Cervical cancer is a life-threating disease in the women’s cervix, which is the fourth killer among cancers for females.
The human papillomavirus (HPV) is a group of DNA virus that only infect with human mucosal cells or epithelial cells and can cause to cancer. There are more than 100 types of HPV. Each type has specific preferred infected area. These HPV can be classified into two groups according to the potential risks to develop cancer, high-risk HPV (16, 18, 31, 33, 35, 39, 45, 51, 52, 56, 58 and 59, 66 and 68) and low-risk HPV (6, 11, 81).
Cervical cancer is a preventable cancer. To decrease morbidity and mortality of cervical cancer, encouraging women to take regular HPV screening is important. By the guideline published by WHO in 2021, WHO recommends using HPV DNA detection as the primary screening test for both of “screen-and-treat approach” and “screen, triage and treat approach”.
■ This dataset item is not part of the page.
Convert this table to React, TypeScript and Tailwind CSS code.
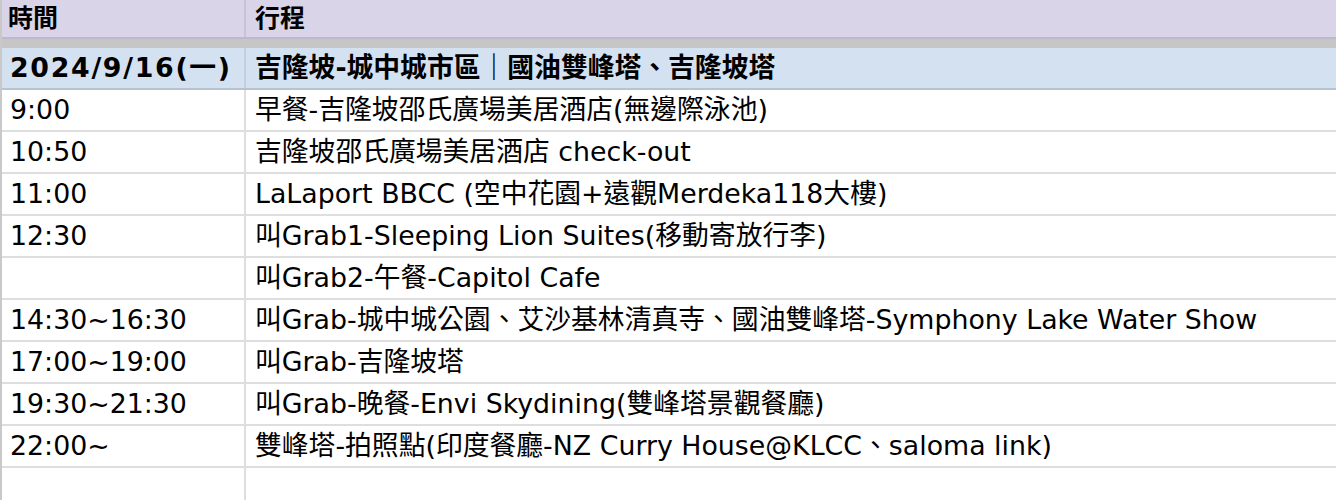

High-risk HPV DNA detecting for screening can more sensitively identify cervical intraepithelial neoplasia (CIN) than other methods. Screening high-risk HPV can avoid unnecessary colposcopy procedures and improve the clinical management. When certain type of HPV is identified more than once during 6 months, the patient can be considered as constant infection and further triage should be taken. It enables women to access to diagnosis at the early stage of HPV infection and to get treatment before development of precancerous lesions and cervical cancer. The quantity of high-risk HPV loads has positive correlation with the increased risk of cervical cancer and precancerous lesions. The value of HPV virus load also can predict development of residual lesions after treatment.